Count how many lines contain "React" and reply with that number only.

DATA SECTION:
____
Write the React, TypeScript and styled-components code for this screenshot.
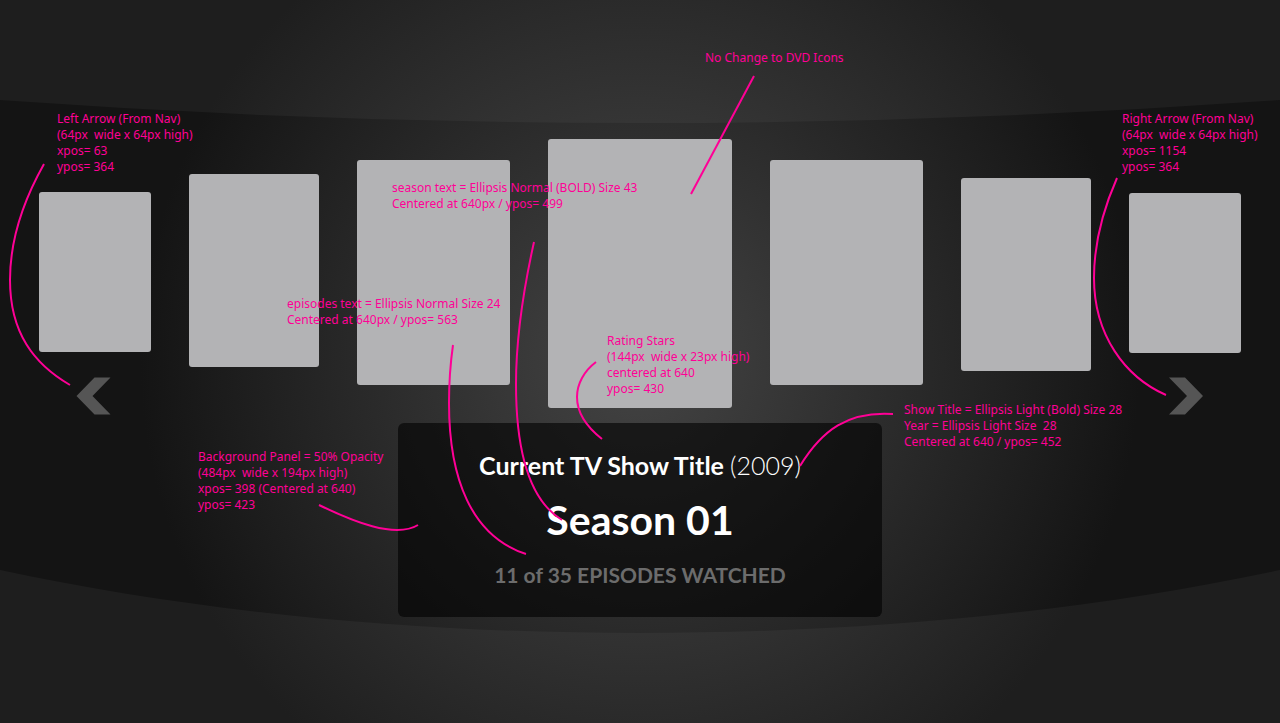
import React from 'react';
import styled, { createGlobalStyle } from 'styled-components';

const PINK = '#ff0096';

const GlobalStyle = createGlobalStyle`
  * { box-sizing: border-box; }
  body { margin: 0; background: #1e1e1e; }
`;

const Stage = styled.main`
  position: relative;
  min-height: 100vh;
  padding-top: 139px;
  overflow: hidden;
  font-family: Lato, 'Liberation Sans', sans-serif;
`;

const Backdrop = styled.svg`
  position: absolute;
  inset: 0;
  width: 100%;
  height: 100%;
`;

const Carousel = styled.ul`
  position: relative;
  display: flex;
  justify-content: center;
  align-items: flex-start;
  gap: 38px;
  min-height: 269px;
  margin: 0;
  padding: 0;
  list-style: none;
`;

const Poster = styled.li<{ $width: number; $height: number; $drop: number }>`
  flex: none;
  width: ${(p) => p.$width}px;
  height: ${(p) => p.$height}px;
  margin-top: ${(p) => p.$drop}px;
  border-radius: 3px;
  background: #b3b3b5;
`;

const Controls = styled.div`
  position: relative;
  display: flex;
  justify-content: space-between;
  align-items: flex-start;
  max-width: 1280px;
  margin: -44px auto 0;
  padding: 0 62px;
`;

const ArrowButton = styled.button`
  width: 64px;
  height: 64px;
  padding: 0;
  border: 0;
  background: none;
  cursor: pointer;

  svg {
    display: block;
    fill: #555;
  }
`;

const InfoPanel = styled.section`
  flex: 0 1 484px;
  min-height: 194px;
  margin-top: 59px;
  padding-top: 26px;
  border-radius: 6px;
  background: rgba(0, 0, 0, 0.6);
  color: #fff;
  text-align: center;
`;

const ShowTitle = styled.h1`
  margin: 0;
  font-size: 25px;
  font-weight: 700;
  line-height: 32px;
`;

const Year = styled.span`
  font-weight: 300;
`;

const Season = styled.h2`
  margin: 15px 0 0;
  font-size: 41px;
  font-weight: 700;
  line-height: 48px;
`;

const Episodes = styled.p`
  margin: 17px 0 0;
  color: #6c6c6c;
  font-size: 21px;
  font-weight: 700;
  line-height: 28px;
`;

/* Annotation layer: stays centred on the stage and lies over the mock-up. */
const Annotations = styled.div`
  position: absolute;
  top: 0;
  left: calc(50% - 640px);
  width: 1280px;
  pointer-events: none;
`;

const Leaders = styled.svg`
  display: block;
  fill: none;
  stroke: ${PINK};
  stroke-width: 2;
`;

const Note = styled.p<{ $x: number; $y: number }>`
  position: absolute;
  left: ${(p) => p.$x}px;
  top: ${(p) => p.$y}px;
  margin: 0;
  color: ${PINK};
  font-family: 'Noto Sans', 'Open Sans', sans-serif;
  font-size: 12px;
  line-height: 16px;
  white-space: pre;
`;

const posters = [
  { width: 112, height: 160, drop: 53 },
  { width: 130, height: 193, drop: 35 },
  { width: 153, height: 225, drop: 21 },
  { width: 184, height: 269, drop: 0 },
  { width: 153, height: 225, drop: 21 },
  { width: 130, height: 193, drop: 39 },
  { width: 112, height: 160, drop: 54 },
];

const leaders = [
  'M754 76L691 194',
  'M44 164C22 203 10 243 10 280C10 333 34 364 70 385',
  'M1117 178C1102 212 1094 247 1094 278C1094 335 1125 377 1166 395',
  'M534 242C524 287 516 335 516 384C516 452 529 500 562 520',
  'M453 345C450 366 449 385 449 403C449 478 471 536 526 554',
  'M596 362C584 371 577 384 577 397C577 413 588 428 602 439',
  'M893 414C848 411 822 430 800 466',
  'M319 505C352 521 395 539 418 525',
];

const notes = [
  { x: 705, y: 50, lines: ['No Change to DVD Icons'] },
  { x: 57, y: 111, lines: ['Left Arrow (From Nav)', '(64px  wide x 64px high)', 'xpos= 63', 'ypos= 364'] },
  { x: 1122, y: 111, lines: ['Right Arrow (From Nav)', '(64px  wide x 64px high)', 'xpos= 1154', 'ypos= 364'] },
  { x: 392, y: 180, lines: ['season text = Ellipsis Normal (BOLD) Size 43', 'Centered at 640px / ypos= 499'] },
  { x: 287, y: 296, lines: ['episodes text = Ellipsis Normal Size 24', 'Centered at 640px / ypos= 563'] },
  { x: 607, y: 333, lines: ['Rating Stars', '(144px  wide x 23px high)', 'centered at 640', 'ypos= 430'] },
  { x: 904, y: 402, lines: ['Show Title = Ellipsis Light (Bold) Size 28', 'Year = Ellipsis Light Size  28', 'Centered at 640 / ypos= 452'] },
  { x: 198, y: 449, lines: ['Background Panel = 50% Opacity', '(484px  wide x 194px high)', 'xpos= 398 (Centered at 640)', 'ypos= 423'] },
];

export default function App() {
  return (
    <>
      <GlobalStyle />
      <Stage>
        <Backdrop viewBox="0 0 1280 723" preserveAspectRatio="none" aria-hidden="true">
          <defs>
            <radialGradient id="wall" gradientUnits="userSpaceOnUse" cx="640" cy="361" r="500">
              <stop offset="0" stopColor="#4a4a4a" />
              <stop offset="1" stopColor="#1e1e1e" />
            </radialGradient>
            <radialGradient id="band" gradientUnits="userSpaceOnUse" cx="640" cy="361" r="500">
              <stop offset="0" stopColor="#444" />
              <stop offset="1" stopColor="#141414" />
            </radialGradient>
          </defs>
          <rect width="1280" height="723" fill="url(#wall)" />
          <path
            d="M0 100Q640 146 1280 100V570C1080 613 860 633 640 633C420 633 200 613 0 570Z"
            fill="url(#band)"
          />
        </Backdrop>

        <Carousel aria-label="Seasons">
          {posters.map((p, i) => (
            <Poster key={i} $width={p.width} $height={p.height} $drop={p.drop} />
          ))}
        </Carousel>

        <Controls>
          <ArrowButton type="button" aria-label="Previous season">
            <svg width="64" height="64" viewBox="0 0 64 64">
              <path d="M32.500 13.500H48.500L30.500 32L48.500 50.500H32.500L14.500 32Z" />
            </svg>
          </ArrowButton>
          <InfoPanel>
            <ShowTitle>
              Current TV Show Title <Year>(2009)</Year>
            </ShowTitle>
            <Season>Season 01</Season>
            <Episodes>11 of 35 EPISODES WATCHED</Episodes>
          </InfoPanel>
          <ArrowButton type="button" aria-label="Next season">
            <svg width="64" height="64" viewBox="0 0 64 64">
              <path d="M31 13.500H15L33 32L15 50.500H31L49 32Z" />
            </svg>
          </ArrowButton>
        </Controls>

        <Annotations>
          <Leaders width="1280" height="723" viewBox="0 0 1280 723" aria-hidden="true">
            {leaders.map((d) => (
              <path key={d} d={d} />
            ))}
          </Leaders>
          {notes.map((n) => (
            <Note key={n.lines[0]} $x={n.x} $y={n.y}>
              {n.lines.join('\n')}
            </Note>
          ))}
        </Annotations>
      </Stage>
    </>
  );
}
____
RESPONSE: 2